Note: re.findall() returns an empty list if the pattern is not found in the string.
The re.sub() Function
The re.sub()
function in Python returns a string after replacing the matched occurrence in a string with a replacement string. For example,
import re
string1 = 'Hello World'
# replacement string
replace = 'Hola'
# matches if 'Hello' is at the start or not
pattern = '\AHello'
# replace 'Hello' with 'Hola'
result = re.sub(pattern, replace, string1)
print(result)
# Output: Hola World
In the above example, we have used the re.sub()
function to replace 'Hello'
with 'Hola'
in the string1.
re.sub()
returns the original string if the pattern is not found.
Python Match Object
The match object in Python contains all the information about the search and the result. For example,
import re
# test string
string1 = 'Nepal is beautiful'
# result contains match object
result = re.search('\ANepal', string1)
print(result)
Output
<re.Match object; span=(0, 5), match='Nepal'>
Here, the result variable contains a match object.

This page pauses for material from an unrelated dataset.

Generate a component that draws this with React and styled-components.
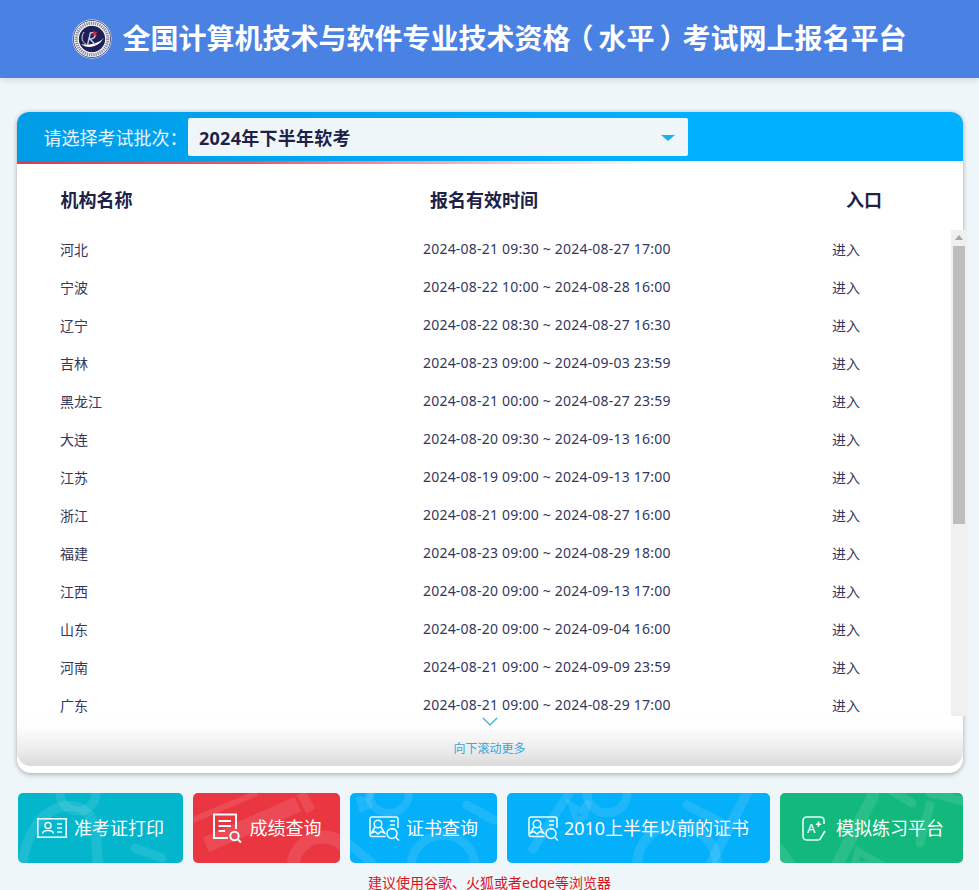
import React from 'react';
import styled, { createGlobalStyle } from 'styled-components';

const FONT = '"Noto Sans", "Noto Sans CJK SC", sans-serif';

const Global = createGlobalStyle`
  html, body { margin: 0; padding: 0; background: #eff6f9; }
  body { font-family: ${FONT}; color: #2c2f52; }
  #root { height: 100vh; overflow: hidden; }
  * { box-sizing: border-box; }
`;

const Header = styled.header`
  height: 78px;
  background: #4a82e4;
  box-shadow: 0 2px 6px rgba(0, 0, 0, 0.12);
  display: flex;
  align-items: center;
  justify-content: center;
  gap: 10px;
`;
const Title = styled.h1`
  margin: -3px 0 0;
  font-size: 28px;
  line-height: 40px;
  font-weight: 700;
  color: #fff;
  white-space: nowrap;
  text-spacing-trim: space-all;
`;
const TitleParen = styled.span`
  display: inline-block;
  width: 28px;
  transform: translateX(${(p) => p.$dx}px);
`;
const Card = styled.section`
  margin: 34px 16px 0 17px;
  height: 660.5px;
  background: #fff;
  border-radius: 12px 12px 14px 14px;
  box-shadow: 0 1px 5px rgba(0, 0, 0, 0.32), 0 10px 8px -4px rgba(0, 0, 0, 0.02);
`;
const BatchBar = styled.div`
  height: 49px;
  border-radius: 12px 12px 0 0;
  background: linear-gradient(90deg, #019ce6 0%, #00a8f5 40%, #00b1ff 65%);
  display: flex;
  align-items: flex-start;
  padding: 6px 0 0 27px;
`;
const BatchLabel = styled.span`
  font-size: 18px;
  line-height: 40px;
  color: #e6f5fd;
  width: 144px;
  margin-left: -0.5px;
  margin-right: 0.5px;
  white-space: nowrap;
`;
const Select = styled.div`
  width: 500px;
  height: 38px;
  border-radius: 2px;
  background: #eff6f9;
  display: flex;
  align-items: center;
  justify-content: space-between;
  padding: 0 13px 0 11px;
  font-size: 18px;
  font-weight: 700;
  letter-spacing: 0.25px;
  color: #1f2147;
`;
const Caret = styled.i`
  display: block;
  width: 0;
  height: 0;
  margin-top: 2px;
  border-left: 7px solid transparent;
  border-right: 7px solid transparent;
  border-top: 6px solid #16b2f2;
`;
const RedRule = styled.div`
  height: 3px;
  background: linear-gradient(90deg, #e13c48 0%, #ea5a64 25%, #f8c4c8 52%, #ffffff 68%);
`;
const HeadRow = styled.div`
  height: 66px;
  padding: 24px 0 0 43.5px;
  display: grid;
  grid-template-columns: 369.5px 416px auto;
  justify-content: start;
  font-size: 18px;
  line-height: 24px;
  font-weight: 700;
  color: #1f2147;
`;
const ScrollArea = styled.div`
  position: relative;
  width: 950px;
  height: 486px;
`;
const List = styled.div`
  height: 100%;
  overflow: hidden;
`;
const ScrollBar = styled.div`
  position: absolute;
  top: 0;
  right: 0;
  bottom: 0;
  width: 16px;
  background: #f0f0f0;
  display: flex;
  flex-direction: column;
  align-items: center;
`;
const ScrollArrow = styled.i`
  display: block;
  flex: none;
  width: 0;
  height: 0;
  margin-top: 5px;
  margin-bottom: 6px;
  border-left: 4px solid transparent;
  border-right: 4px solid transparent;
  border-bottom: 5px solid #a6a6a6;
`;
const ScrollThumb = styled.div`
  width: 12px;
  height: 278px;
  background: #bdbdbd;
`;
const Row = styled.div`
  height: 38px;
  padding-left: 43px;
  display: grid;
  grid-template-columns: 363px 409px auto;
  justify-content: start;
  align-items: center;
  font-size: 14px;
  color: #34375c;
`;
const Period = styled.span`
  letter-spacing: 0.21px;
  white-space: nowrap;
  margin-top: -2px;
`;
const EnterLink = styled.a`
  color: inherit;
  text-decoration: none;
`;
const MoreBar = styled.div`
  width: 946px;
  height: 50px;
  border-radius: 0 0 14px 14px;
  background: linear-gradient(180deg, #ffffff 0%, #fdfdfd 25%, #ebebeb 70%, #dadada 100%);
  display: flex;
  flex-direction: column;
  align-items: center;
`;
const MoreLabel = styled.span`
  margin-top: 14px;
  margin-left: -1px;
  font-size: 12px;
  line-height: 18px;
  color: #39a5dc;
`;
const Actions = styled.nav`
  margin: 20.5px 16px 0 18px;
  display: flex;
  gap: 10px;
`;
const Action = styled.a`
  position: relative;
  overflow: hidden;
  width: ${(p) => p.$w}px;
  height: 70px;
  border-radius: 5px;
  background: ${(p) => p.$bg};
  color: #fff;
  display: flex;
  align-items: center;
  justify-content: center;
  gap: ${(p) => p.$gap}px;
  padding-left: ${(p) => p.$pad || 0}px;
  font-size: 18px;
  text-decoration: none;
  white-space: nowrap;
`;
const Decor = styled.svg`
  position: absolute;
  inset: 0;
  fill: none;
  stroke: rgba(255, 255, 255, 0.1);
  stroke-linecap: round;
`;
const ActionText = styled.span`
  position: relative;
  line-height: 24px;
`;
const ActionIcon = styled.svg`
  position: relative;
  flex: none;
  fill: none;
  stroke: #e8fbfd;
  stroke-width: 1.6;
  overflow: visible;
`;
const Notice = styled.p`
  margin: 10px 0 0;
  text-align: center;
  font-size: 14px;
  line-height: 20px;
  color: #d9141c;
`;

const Logo = () => (
  <svg width="40" height="40" viewBox="0 0 40 40">
    <circle cx="20" cy="20" r="19.5" fill="#fff" />
    <circle cx="20" cy="20" r="18.6" fill="none" stroke="#2d2c5c" strokeWidth="0.8" />
    <circle cx="20" cy="20" r="15.8" fill="none" stroke="#3a3a6a" strokeWidth="3.2" strokeDasharray="1.4 0.8" opacity="0.6" />
    <circle cx="20" cy="20" r="13.2" fill="#1d1f55" />
    <path d="M9 25C15 30 27 29 32 18C29 24 17 27 9 25Z" fill="#fff" />
    <path d="M12 13C8 19 11 24 14 25" fill="none" stroke="#d5d6e6" strokeWidth="1" />
    <path d="M15.5 26L18.5 13.5M18 14C25 12 25 19 18 20L23.5 26" fill="none" stroke="#c9cae0" strokeWidth="1.4" />
    <path d="M21.5 10.5L23 13L25.5 12.8L24 15L25 17L22.5 16L20.5 17L21 14.5Z" fill="#d8242f" />
  </svg>
);

const ExamCard = () => (
  <ActionIcon width="30" height="20" viewBox="0 0 30 20">
    <rect x="0.8" y="0.8" width="28.4" height="18.4" />
    <circle cx="11" cy="7.5" r="3" />
    <path d="M5.5 15.5C6 11.5 16 11.5 16.5 15.5" />
    <path d="M20 6H25M20 10H25M20 14H25" />
  </ActionIcon>
);
const ScoreDoc = () => (
  <ActionIcon width="30" height="30" viewBox="0 0 30 30" style={{ strokeWidth: 2 }}>
    <path d="M16 25H2V1.5H24V16" />
    <path d="M6.5 8H19M6.5 13H19M6.5 18H13" />
    <circle cx="22.5" cy="23" r="4.2" />
    <path d="M25.5 26L29 29.5" />
  </ActionIcon>
);
const CertSearch = () => (
  <ActionIcon width="30" height="25" viewBox="0 0 30 25">
    <path d="M16.5 20.5H3Q1 20.5 1 18V3Q1 1 3 1H27Q29 1 29 3V12" />
    <circle cx="9" cy="8" r="3.8" />
    <path d="M6 11L2.5 17L6 15.5L9 18L12 15.5L15.5 17L12 11" />
    <path d="M21 5H26M21 9H26M22 13H26" />
    <circle cx="23" cy="17.5" r="5" />
    <path d="M26.5 21L30 24.5" />
  </ActionIcon>
);
const PracticeIcon = () => (
  <ActionIcon width="24" height="25" viewBox="0 0 24 25">
    <path d="M17 24H5Q1 24 1 20V5Q1 1 5 1H18Q22 1 22 5V8" />
    <path d="M17.5 24L23 15" />
    <text x="5" y="17" fontFamily="Noto Sans, sans-serif" fontSize="13" fontWeight="500" fill="#e8fbfd" stroke="none">A</text>
    <path d="M16.5 5.5V11M13.8 8.2H19.2" />
  </ActionIcon>
);

const decors = {
  exam: (
    <>
      <circle cx="60" cy="0" r="18" strokeWidth="9" />
      <path d="M4 72C8 40 24 18 44 14C62 10 76 20 78 40L80 72" strokeWidth="10" />
      <path d="M117 55L144 65" strokeWidth="9" />
    </>
  ),
  score: (
    <>
      <path d="M13 52L105 11" strokeWidth="16" strokeLinecap="butt" />
      <path d="M0 27L64 0" strokeWidth="6" strokeLinecap="butt" />
      <path d="M108 0L118 18" strokeWidth="10" strokeLinecap="butt" />
      <circle cx="130" cy="74" r="30" strokeWidth="13" />
    </>
  ),
  cert: (
    <>
      <path d="M9 6L18 8L22 0M9 6L12 16L20 12" strokeWidth="6" />
      <circle cx="39" cy="0" r="20" strokeWidth="8" />
      <path d="M117 12L144 27" strokeWidth="9" />
      <circle cx="93" cy="74" r="32" strokeWidth="9" />
      <path d="M0 52L22 70" strokeWidth="9" />
    </>
  ),
  old: (
    <>
      <path d="M26 56L62 0" strokeWidth="9" />
      <path d="M64 12L74 18L82 8L78 24L70 28Z" strokeWidth="6" />
      <circle cx="100" cy="0" r="20" strokeWidth="9" />
      <path d="M180 12L213 29" strokeWidth="9" />
      <circle cx="170" cy="72" r="40" strokeWidth="10" />
      <path d="M203 72L240 0" strokeWidth="10" />
    </>
  ),
  practice: (
    <>
      <path d="M0 56L12 74" strokeWidth="10" />
      <path d="M57 72L93 3" strokeWidth="12" />
      <path d="M78 58L102 72H74Z" strokeWidth="7" />
      <path d="M112 -2L132 10M150 12L140 50M150 0L183 8" strokeWidth="9" />
    </>
  ),
};

const actions = [
  { key: 'exam', w: 165, gap: 7, bg: '#03b6cc', text: '准考证打印', icon: <ExamCard /> },
  { key: 'score', w: 147, gap: 8, bg: '#ea3641', text: '成绩查询', icon: <ScoreDoc /> },
  { key: 'cert', w: 147, gap: 7, bg: '#05b0fa', text: '证书查询', icon: <CertSearch /> },
  { key: 'old', w: 263, gap: 6, bg: '#05b0fa', text: '2010上半年以前的证书', icon: <CertSearch /> },
  { key: 'practice', w: 183, gap: 10, pad: 3, bg: '#12b87c', text: '模拟练习平台', icon: <PracticeIcon /> },
];

const rows = [
  ['河北', '2024-08-21 09:30 ~ 2024-08-27 17:00'],
  ['宁波', '2024-08-22 10:00 ~ 2024-08-28 16:00'],
  ['辽宁', '2024-08-22 08:30 ~ 2024-08-27 16:30'],
  ['吉林', '2024-08-23 09:00 ~ 2024-09-03 23:59'],
  ['黑龙江', '2024-08-21 00:00 ~ 2024-08-27 23:59'],
  ['大连', '2024-08-20 09:30 ~ 2024-09-13 16:00'],
  ['江苏', '2024-08-19 09:00 ~ 2024-09-13 17:00'],
  ['浙江', '2024-08-21 09:00 ~ 2024-08-27 16:00'],
  ['福建', '2024-08-23 09:00 ~ 2024-08-29 18:00'],
  ['江西', '2024-08-20 09:00 ~ 2024-09-13 17:00'],
  ['山东', '2024-08-20 09:00 ~ 2024-09-04 16:00'],
  ['河南', '2024-08-21 09:00 ~ 2024-09-09 23:59'],
  ['广东', '2024-08-21 09:00 ~ 2024-08-29 17:00'],
];

export default function App() {
  return (
    <>
      <Global />
      <Header>
        <Logo />
        <Title>
          全国计算机技术与软件专业技术资格
          <TitleParen $dx={-5}>（</TitleParen>
          水平
          <TitleParen $dx={5}>）</TitleParen>
          考试网上报名平台
        </Title>
      </Header>
      <Card>
        <BatchBar>
          <BatchLabel>请选择考试批次：</BatchLabel>
          <Select>
            2024年下半年软考
            <Caret />
          </Select>
        </BatchBar>
        <RedRule />
        <HeadRow>
          <span>机构名称</span>
          <span>报名有效时间</span>
          <span>入口</span>
        </HeadRow>
        <ScrollArea>
          <List>
            {rows.map(([name, period]) => (
              <Row key={name}>
                <span>{name}</span>
                <Period>{period}</Period>
                <EnterLink href="#">进入</EnterLink>
              </Row>
            ))}
          </List>
          <ScrollBar>
            <ScrollArrow />
            <ScrollThumb />
          </ScrollBar>
        </ScrollArea>
        <MoreBar>
          <svg width="16" height="9" viewBox="0 0 16 9" style={{ marginTop: 1 }}>
            <path d="M1 1L8 8L15 1" fill="none" stroke="#2fa8dc" strokeWidth="1.2" />
          </svg>
          <MoreLabel>向下滚动更多</MoreLabel>
        </MoreBar>
      </Card>
      <Actions>
        {actions.map((a) => (
          <Action key={a.key} href="#" $w={a.w} $bg={a.bg} $gap={a.gap} $pad={a.pad}>
            <Decor width={a.w} height="70" viewBox={`0 0 ${a.w} 70`}>{decors[a.key]}</Decor>
            {a.icon}
            <ActionText>{a.text}</ActionText>
          </Action>
        ))}
      </Actions>
      <Notice>建议使用谷歌、火狐或者edge等浏览器</Notice>
    </>
  );
}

Methods and Attributes of Python Match Object
Some of the commonly used methods and attributes of match objects are:
match.group()
The group()
function returns the matched substring. For example,
import re
string1 = 'Employee ID 2032 1111'
# Two digit number followed by space followed by three digit number
pattern = '(\d{2}) (\d{3})'
# match variable contains a Match object.
match = re.search(pattern, string1)
# get substring
print('Whole Substring:', match.group())
# get first part of substring
print('First part of substring:', match.group(1))

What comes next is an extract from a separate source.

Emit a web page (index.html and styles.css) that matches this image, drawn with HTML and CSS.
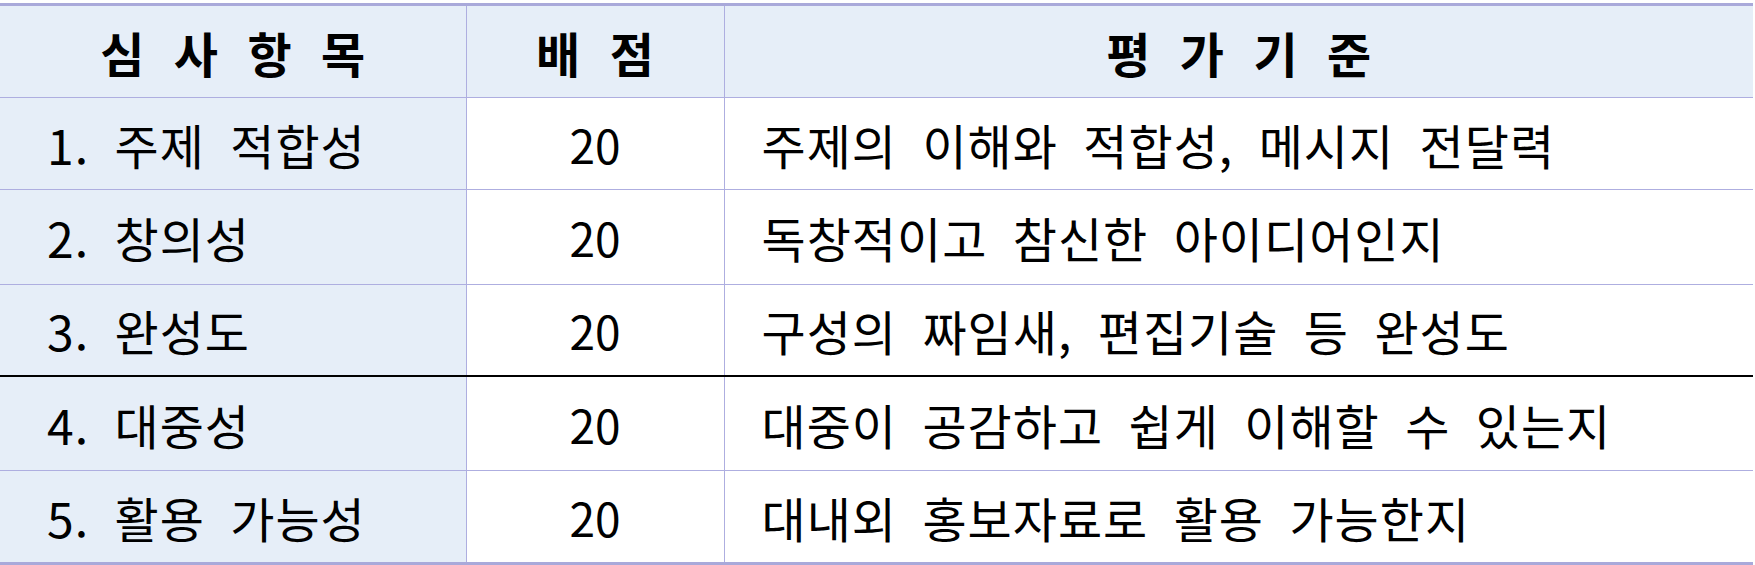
FILE: index.html
```html
<!DOCTYPE html>
<html lang="ko">
<head>
<meta charset="utf-8">
<link rel="stylesheet" href="styles.css">
</head>
<body>
<table class="eval">
  <colgroup>
    <col class="c1"><col class="c2"><col class="c3">
  </colgroup>
  <thead>
    <tr class="head">
      <th>심 사 항 목</th>
      <th>배 점</th>
      <th>평 가 기 준</th>
    </tr>
  </thead>
  <tbody>
    <tr class="r1">
      <td class="item">1. 주제 적합성</td>
      <td class="score">20</td>
      <td class="crit">주제의 이해와 적합성, 메시지 전달력</td>
    </tr>
    <tr class="r2">
      <td class="item">2. 창의성</td>
      <td class="score">20</td>
      <td class="crit">독창적이고 참신한 아이디어인지</td>
    </tr>
    <tr class="r3">
      <td class="item">3. 완성도</td>
      <td class="score">20</td>
      <td class="crit">구성의 짜임새, 편집기술 등 완성도</td>
    </tr>
    <tr class="r4">
      <td class="item">4. 대중성</td>
      <td class="score">20</td>
      <td class="crit">대중이 공감하고 쉽게 이해할 수 있는지</td>
    </tr>
    <tr class="r5">
      <td class="item">5. 활용 가능성</td>
      <td class="score">20</td>
      <td class="crit">대내외 홍보자료로 활용 가능한지</td>
    </tr>
  </tbody>
</table>
</body>
</html>
```

FILE: styles.css
```css
html, body {
  margin: 0;
  padding: 0;
  background: #ffffff;
}
body {
  padding-top: 3px;
  font-family: "Noto Sans CJK KR", "Noto Sans", sans-serif;
  color: #000;
}
.eval {
  border-collapse: collapse;
  width: 1753px;
  table-layout: fixed;
  border-top: 3px solid #a9a9da;
  border-bottom: 3px solid #a9a9da;
}
.c1 { width: 466px; }
.c2 { width: 258px; }
.c3 { width: 1029px; }
.eval th, .eval td {
  padding: 0;
  border-left: 1px solid #aeaee0;
  border-bottom: 1px solid #aeaee0;
  vertical-align: middle;
  white-space: nowrap;
}
.eval th:first-child, .eval td:first-child { border-left: none; }
.eval th {
  background: #e6eef8;
  font-weight: 700;
  font-size: 48px;
  word-spacing: 16px;
  text-align: center;
  height: 91px;
  line-height: 1;
}
.eval td {
  font-size: 48px;
  font-weight: 400;
  line-height: 1;
  letter-spacing: 1px;
  word-spacing: 11px;
}
.item {
  background: #e6eef8;
  padding-left: 47px !important;
}
.score {
  text-align: center;
  font-size: 46px !important;
  letter-spacing: 0 !important;
}
.crit { padding-left: 37px !important; }
.r1 td { height: 91px; }
.r2 td { height: 94px; }
.r3 td { height: 90px; }
.r3 td { border-bottom: 2px solid #000; }
.r4 td { height: 93px; }
.r5 td { height: 91px; border-bottom: none; }
```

# get second part of substring
print('Second part of substring:', match.group(2))
Output
Whole Substring: 32 111 First part of substring: 32 Second part of substring: 111
In the above example, we have used the group()
function to return the matched substring from the string named string1.
Here, the pattern '(\d{2}) (\d{3})'
means: two digit number followed by space followed by three digit number.
To get the matched substring we have used
match.group()
- to get the whole substringmatch.group(1)
- to get first part of substringmatch.group(2)
- to get second part of substring
match.start(), match.end(), and match.span()
- The
start()
function returns the index of the start of the matched substring - The
end()
function returns the end index of the matched substring - The
span()
function returns a tuple containing start and end index of the matched substring
Let's see an example,
import re
string = 'Employee ID 2032 1111'
# Two digit number followed by space followed by three digit number
pattern = '(\d{2}) (\d{3})'
# match variable contains a Match object.
match = re.search(pattern, string)
print('Matched Substring Start Index:', match.start())
print('Matched Substring End Index:', match.end())
print('Tuple of Matched Substring Start and End Index:', match.span())
Output
Matched Substring Start Index: 14 Matched Substring End Index: 20 Tuple of Matched Substring Start and End Index: (14, 20)
Raw String in Python
Raw string is useful if we want to treat backslash (\
) as a literal character.
For example, '\n'
is a new line whereas r'\n'
means two characters: a backslash \
followed by n
.
Let's understand raw string with the help of an example,
import re
# \n to get new line
string1 = 'Hello\nWorld'
print("Escape Character:", string1)
# prefix r to treat \n as a normal character
string2 = r'Hello\nWorld'
print('Raw String:', string2)
Output
Escape Character: Hello World Raw String: Hello\nWorld
Using r prefix before RegEx
In Python, we can prefix r
before a regular expression. For example,
import re
# test string
string1 = '\t Programming \n is \r fun.'
pattern = r'[\t\n\r]'
# find \t,\n, and \r in string1
result = re.findall(pattern, string1)
print(result)
# Output: ['\t', '\n', '\r']
Here, first we have prefixed r
before the regular expression pattern as
pattern = r'[\t\n\r]'
And used re.findall()
to return a list of strings containing all matches.